WHAT TO PRODUCE: Exactly the lines from the one with "Generate a component" through the one with "string; time: string;", inclusive, are to be repeated, and the pictures are not.

── AVAILABLE DATA ──

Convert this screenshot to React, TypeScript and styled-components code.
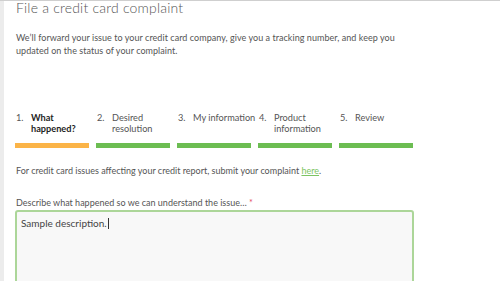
import React from 'react';
import styled, {createGlobalStyle} from 'styled-components';

const Global = createGlobalStyle`
	html, body {
		margin: 0;
		padding: 0;
		background: #ffffff;
	}
	body {
		font-family: Lato, "Noto Sans", sans-serif;
		color: #555555;
	}
`;

const Page = styled.div`
	display: flex;
	height: 100vh;
	overflow: hidden;
	border-top: 1px solid #cfcfcf;
	box-sizing: border-box;
`;

const Gutter = styled.div`
	width: 4px;
	background: #ececec;
	flex: none;
`;

const Main = styled.main`
	flex: 1;
	padding: 0 0 0 11px;
	max-width: 399px;
`;

const Title = styled.h1`
	margin: 0 0 0 1px;
	font-size: 14px;
	line-height: 14px;
	font-weight: 300;
	color: #555555;
	letter-spacing: 0.2px;
`;

const Intro = styled.p`
	margin: 16px 0 0 1px;
	font-size: 9px;
	line-height: 13px;
	color: #555555;
	letter-spacing: 0.05px;
`;

const Steps = styled.ol`
	list-style: none;
	margin: 56px 0 0 0;
	padding: 0;
	display: grid;
	grid-template-columns: repeat(5, 74px);
	column-gap: 7px;
`;

const Step = styled.li`
	display: flex;
	flex-direction: column;
`;

const StepLabel = styled.div<{$active?: boolean}>`
	display: flex;
	font-size: 9.2px;
	line-height: 10.5px;
	height: 21px;
	padding-left: 1px;
	white-space: nowrap;
	color: ${p => (p.$active ? '#1e1e1e' : '#555555')};
	font-weight: ${p => (p.$active ? 700 : 400)};
`;

const StepNum = styled.span`
	width: 15px;
	flex: none;
	font-weight: 400;
	color: #555555;
`;

const Bar = styled.div<{$color: string}>`
	height: 5px;
	margin-top: 9px;
	background: ${p => p.$color};
`;

const Note = styled.p`
	margin: 16px 0 0 1px;
	font-size: 9px;
	line-height: 13px;
	color: #555555;
`;

const Link = styled.a`
	color: #7cc462;
	text-decoration: underline;
`;

const Field = styled.div`
	margin-top: 20px;
`;

const Label = styled.label`
	display: block;
	margin-left: 1px;
	font-size: 9px;
	line-height: 12px;
	color: #555555;
`;

const Required = styled.span`
	color: #e34b63;
`;

const TextArea = styled.div`
	margin-top: 1px;
	height: 90px;
	border: 2px solid #acd699;
	border-radius: 3px;
	background: #f8f8f8;
	padding: 5px 4px;
	box-sizing: border-box;
	font-size: 10px;
	line-height: 13px;
	color: #444444;
`;

const Caret = styled.span`
	display: inline-block;
	width: 1px;
	height: 11px;
	background: #333333;
	vertical-align: -2px;
	margin-left: 1px;
`;

const steps = [
	{n: '1.', label: ['What', 'happened?'], active: true},
	{n: '2.', label: ['Desired', 'resolution']},
	{n: '3.', label: ['My information']},
	{n: '4.', label: ['Product', 'information']},
	{n: '5.', label: ['Review']},
];

const App = () => (
	<>
		<Global />
		<Page>
			<Gutter />
			<Main>
				<Title>File a credit card complaint</Title>
				<Intro>
					We’ll forward your issue to your credit card company, give you a tracking number, and keep you
					updated on the status of your complaint.
				</Intro>
				<Steps>
					{steps.map(s => (
						<Step key={s.n}>
							<StepLabel $active={s.active}>
								<StepNum>{s.n}</StepNum>
								<span>
									{s.label.map(l => (
										<div key={l}>{l}</div>
									))}
								</span>
							</StepLabel>
							<Bar $color={s.active ? '#fbb448' : '#6cbd52'} />
						</Step>
					))}
				</Steps>
				<Note>
					For credit card issues affecting your credit report, submit your complaint <Link href="#">here</Link>.
				</Note>
				<Field>
					<Label>
						Describe what happened so we can understand the issue… <Required>*</Required>
					</Label>
					<TextArea>
						Sample description.<Caret />
					</TextArea>
				</Field>
			</Main>
		</Page>
	</>
);

export default App;
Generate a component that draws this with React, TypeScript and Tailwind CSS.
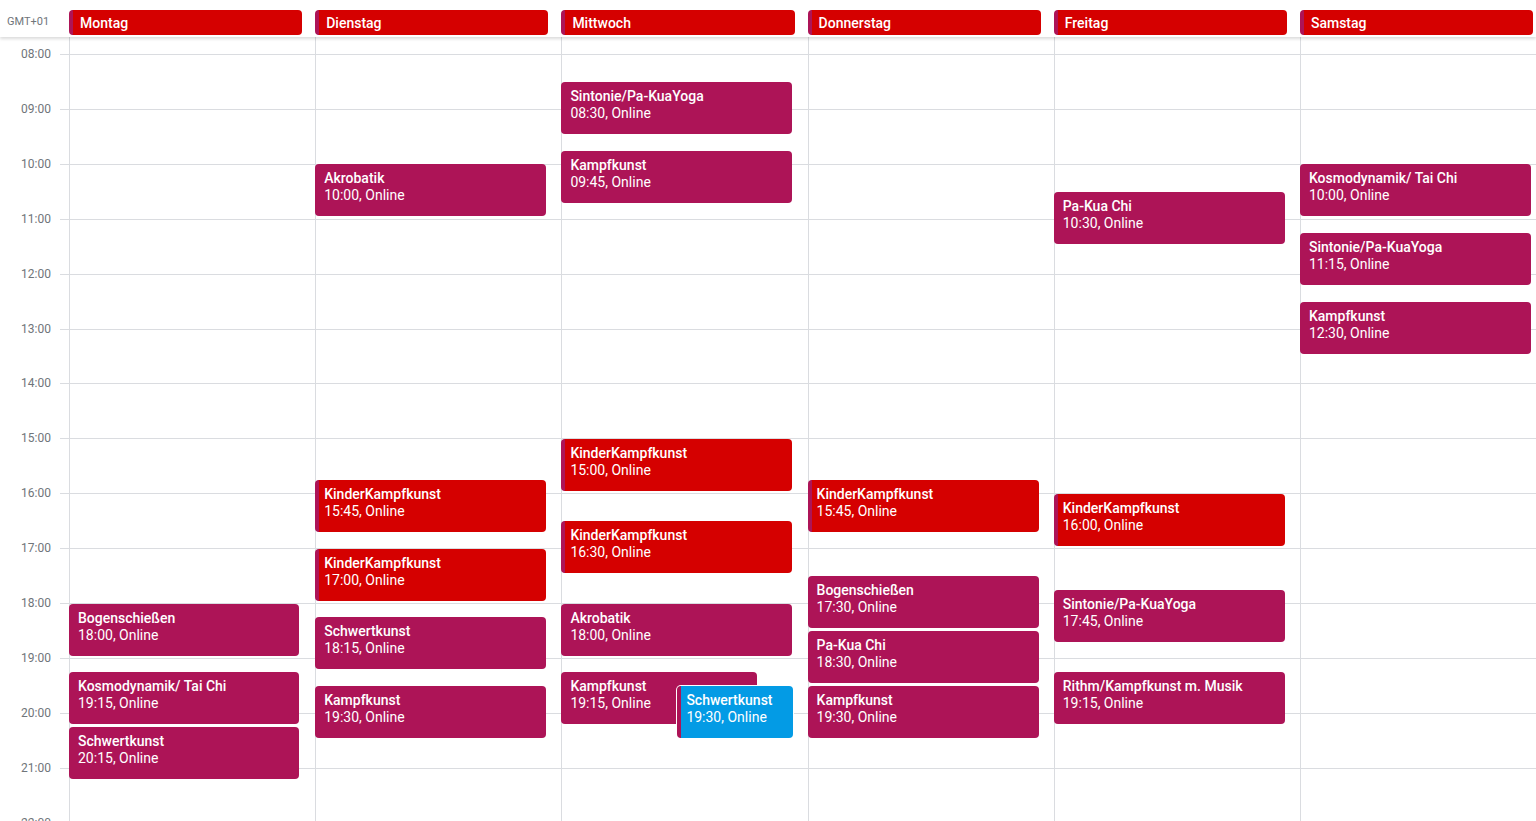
import React from "react";

type Ev = { title: string; time: string; start: number; color?: "red" | "blue"; left?: number; width?: number };

const H = 54.92;
const days: { name: string; events: Ev[] }[] = [
  {
    name: "Montag",
    events: [
      { title: "Bogenschießen", time: "18:00", start: 18, width: 230 },
      { title: "Kosmodynamik/ Tai Chi", time: "19:15", start: 19.25, width: 230 },
      { title: "Schwertkunst", time: "20:15", start: 20.25, width: 230 },
    ],
  },
  {
    name: "Dienstag",
    events: [
      { title: "Akrobatik", time: "10:00", start: 10 },
      { title: "KinderKampfkunst", time: "15:45", start: 15.75, color: "red" },
      { title: "KinderKampfkunst", time: "17:00", start: 17, color: "red" },
      { title: "Schwertkunst", time: "18:15", start: 18.25 },
      { title: "Kampfkunst", time: "19:30", start: 19.5 },
    ],
  },
  {
    name: "Mittwoch",
    events: [
      { title: "Sintonie/Pa-KuaYoga", time: "08:30", start: 8.5 },
      { title: "Kampfkunst", time: "09:45", start: 9.75 },
      { title: "KinderKampfkunst", time: "15:00", start: 15, color: "red" },
      { title: "KinderKampfkunst", time: "16:30", start: 16.5, color: "red" },
      { title: "Akrobatik", time: "18:00", start: 18 },
      { title: "Kampfkunst", time: "19:15", start: 19.25, width: 196 },
      { title: "Schwertkunst", time: "19:30", start: 19.5, color: "blue", left: 116, width: 116 },
    ],
  },
  {
    name: "Donnerstag",
    events: [
      { title: "KinderKampfkunst", time: "15:45", start: 15.75, color: "red" },
      { title: "Bogenschießen", time: "17:30", start: 17.5 },
      { title: "Pa-Kua Chi", time: "18:30", start: 18.5 },
      { title: "Kampfkunst", time: "19:30", start: 19.5 },
    ],
  },
  {
    name: "Freitag",
    events: [
      { title: "Pa-Kua Chi", time: "10:30", start: 10.5 },
      { title: "KinderKampfkunst", time: "16:00", start: 16, color: "red" },
      { title: "Sintonie/Pa-KuaYoga", time: "17:45", start: 17.75 },
      { title: "Rithm/Kampfkunst m. Musik", time: "19:15", start: 19.25 },
    ],
  },
  {
    name: "Samstag",
    events: [
      { title: "Kosmodynamik/ Tai Chi", time: "10:00", start: 10 },
      { title: "Sintonie/Pa-KuaYoga", time: "11:15", start: 11.25 },
      { title: "Kampfkunst", time: "12:30", start: 12.5 },
    ],
  },
];

const hours = ["08:00", "09:00", "10:00", "11:00", "12:00", "13:00", "14:00", "15:00", "16:00", "17:00", "18:00", "19:00", "20:00", "21:00", "22:00"];

function EventBox({ ev }: { ev: Ev }) {
  const top = Math.round(17 + (ev.start - 8) * H + 0.5);
  const bg =
    ev.color === "red"
      ? "bg-[#d50000] border-l-4 border-[#ad1457]"
      : ev.color === "blue"
      ? "bg-[#039be5] border-l-4 border-[#ad1457] shadow-[0_0_0_1px_#ffffff]"
      : "bg-[#ad1457]";
  return (
    <div
      className={`absolute rounded-[4px] text-white text-[14px] leading-[17px] overflow-hidden ${bg} ${ev.color ? "pl-[5px]" : "pl-[9px]"} pt-[6px]`}
      style={{ top, height: 52, left: (ev.left ?? 0) - 1, width: ev.width ?? 231 }}
    >
      <div className="font-medium whitespace-nowrap">{ev.title}</div>
      <div className="whitespace-nowrap">{ev.time}, Online</div>
    </div>
  );
}

export default function App() {
  return (
    <div className="w-[1536px] h-[821px] overflow-hidden bg-white font-['Roboto','Liberation_Sans',sans-serif]">
      <header className="relative z-10 flex h-[37px] bg-white shadow-[0_2px_3px_rgba(0,0,0,0.14)]">
        <div className="w-[69px] shrink-0 pl-[7px] pt-[15px] text-[11px] leading-[14px] text-[#70757a]">GMT+01</div>
        <div className="grid grid-cols-[repeat(6,246.2px)] shrink-0">
          {days.map((d) => (
            <div key={d.name} className="pt-[10px] pr-[13px]">
              <div className="flex h-[25px] items-center rounded-[4px] border-l-4 border-[#ad1457] bg-[#d50000] pl-[7px] pt-[2px] text-[14px] font-medium leading-[17px] text-white">
                {d.name}
              </div>
            </div>
          ))}
        </div>
      </header>
      <main className="flex">
        <div className="w-[69px] shrink-0">
          <div className="h-[17px]" />
          {hours.map((h) => (
            <div key={h} className="flex h-[54.92px]">
              <div className="w-[51px] -mt-[7px] h-[15px] text-right text-[12px] leading-[15px] text-[#70757a]">{h}</div>
              <div className="ml-[9px] w-[9px] border-t border-[#dadce0]" />
            </div>
          ))}
        </div>
        <div className="grid grid-cols-[repeat(6,246.2px)] shrink-0">
          {days.map((d) => (
            <div key={d.name} className="relative border-l border-[#dadce0]">
              <div className="h-[17px]" />
              {hours.map((h) => (
                <div key={h} className="h-[54.92px] border-t border-[#dadce0]" />
              ))}
              {d.events.map((ev, i) => (
                <EventBox key={i} ev={ev} />
              ))}
            </div>
          ))}
        </div>
      </main>
    </div>
  );
}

───

ANSWER TO THE EXERCISE:
Generate a component that draws this with React, TypeScript and Tailwind CSS.
import React from "react";

type Ev = { title: string; time: string; start: number; color?: "red" | "blue"; left?: number; width?: number };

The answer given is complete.